Let me suggest a general way of thinking about things -- maybe
not quite a "guideline".  Especially for security-type
protocols, make sure there is a substantive reason, presumably
connected to users and user experience, for it to be necessary
to go beyond ASCII.  I really do mean "necessary": if it is just
a good idea in principle or a maybe-nice-to-have or "maybe
someone will want this some day", skip it because adding i18n
capabilities _will_ make correct and predictable implementations
more difficult and _will_ increase the number and range of
attack opportunities.   

> Mind you, IIRC PKCS#11 didn't even say anything about ASCII
> before.
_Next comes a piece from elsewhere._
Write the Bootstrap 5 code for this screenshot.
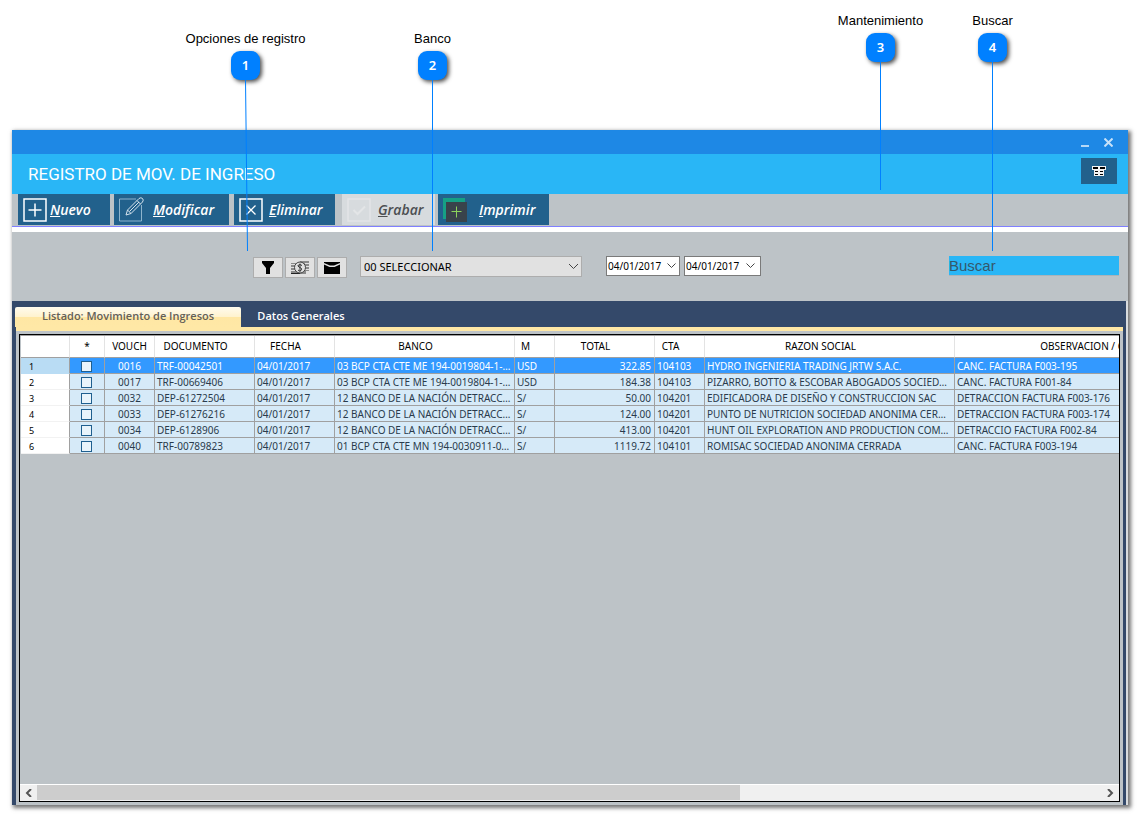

Token labels and such used to be fixed-sized octet
> strings containing character data.  Jan can correct me if I'm
> wrong.  I'm not sure even saying "ASCII-only" would
> necessarily be safe in that case...

And that reinforces my view that the real, underlying, problem
here has to be fixed in PKCS#11, not in anything the IETF puts
on top of it.  Only they can fix the problems; we can, at best,
mitigate the damage.

> Fortunately the OASIS PKCS11 TC has clarified that these are
> UTF-8; unfortunately they left other I18N details out.

It appears to me that what they have said puts their level of
understanding of the various issues somewhat behind where we
were when RFC 2277 was written in 1997.